Supreme Court Justice Ruth Bader Ginsburg was admitted to Johns Hopkins Hospital in Baltimore on Friday after experiencing what the Supreme Court described as "chills and fever."

"She was initially evaluated at Sibley Memorial Hospital in Washington, D.C. before being transferred to Johns Hopkins Hospital for further evaluation and treatment of any possible infection," the court said in a statement. "With intravenous antibiotics and fluids, her symptoms have abated, and she expects to be released from the hospital as early as Sunday morning."

The hospital stay is the latest in a series of recent health scares for the 86-year-old justice. Earlier this month, she missed oral arguments at the Supreme Court due to a stomach bug, and in August, Ginsburg completed three weeks of radiation treatment after a cancerous tumor was discovered on her pancreas. The leader of the court's progressive wing has been treated for cancer in a variety of forms over the past 20 years, including an operation last December for lung cancer.

In an interview this summer with NPR, Ginsburg addressed concerns around her health and dismissed worries about her future on the court.

"There was a senator, I think it was after my pancreatic cancer, who announced with great glee that I was going to be dead within six months," she recalled. "That senator, whose name I have forgotten, is now himself dead, and I," she continued, "am very much alive."

President Trump has filled two seats on the Supreme Court during his term — Neil Gorsuch in 2017 followed by Brett Kavanaugh in October 2018. The appointments cemented a 5-4 conservative majority on the court.

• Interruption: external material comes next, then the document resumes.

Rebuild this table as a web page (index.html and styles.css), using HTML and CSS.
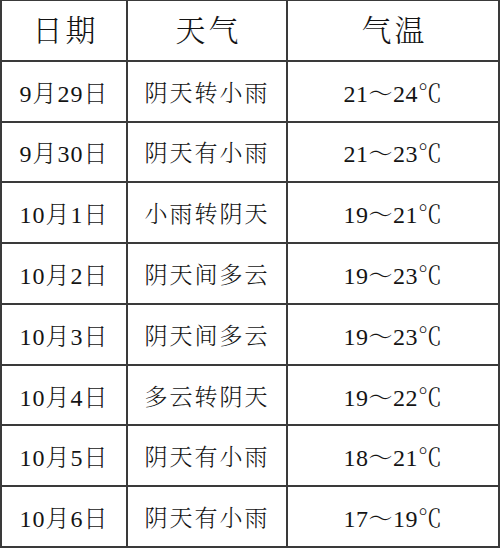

Ginsburg has not signaled any desire to give up her seat but were she to leave the court prior to next year's election, Senate Majority Leader Mitch McConnell, R-Ky., has said he would move quickly to fill the vacancy. In 2016, McConnell refused to consider a vote for Merrick Garland, an Obama nominee, arguing that a Supreme Court vacancy should not be filled during an election year.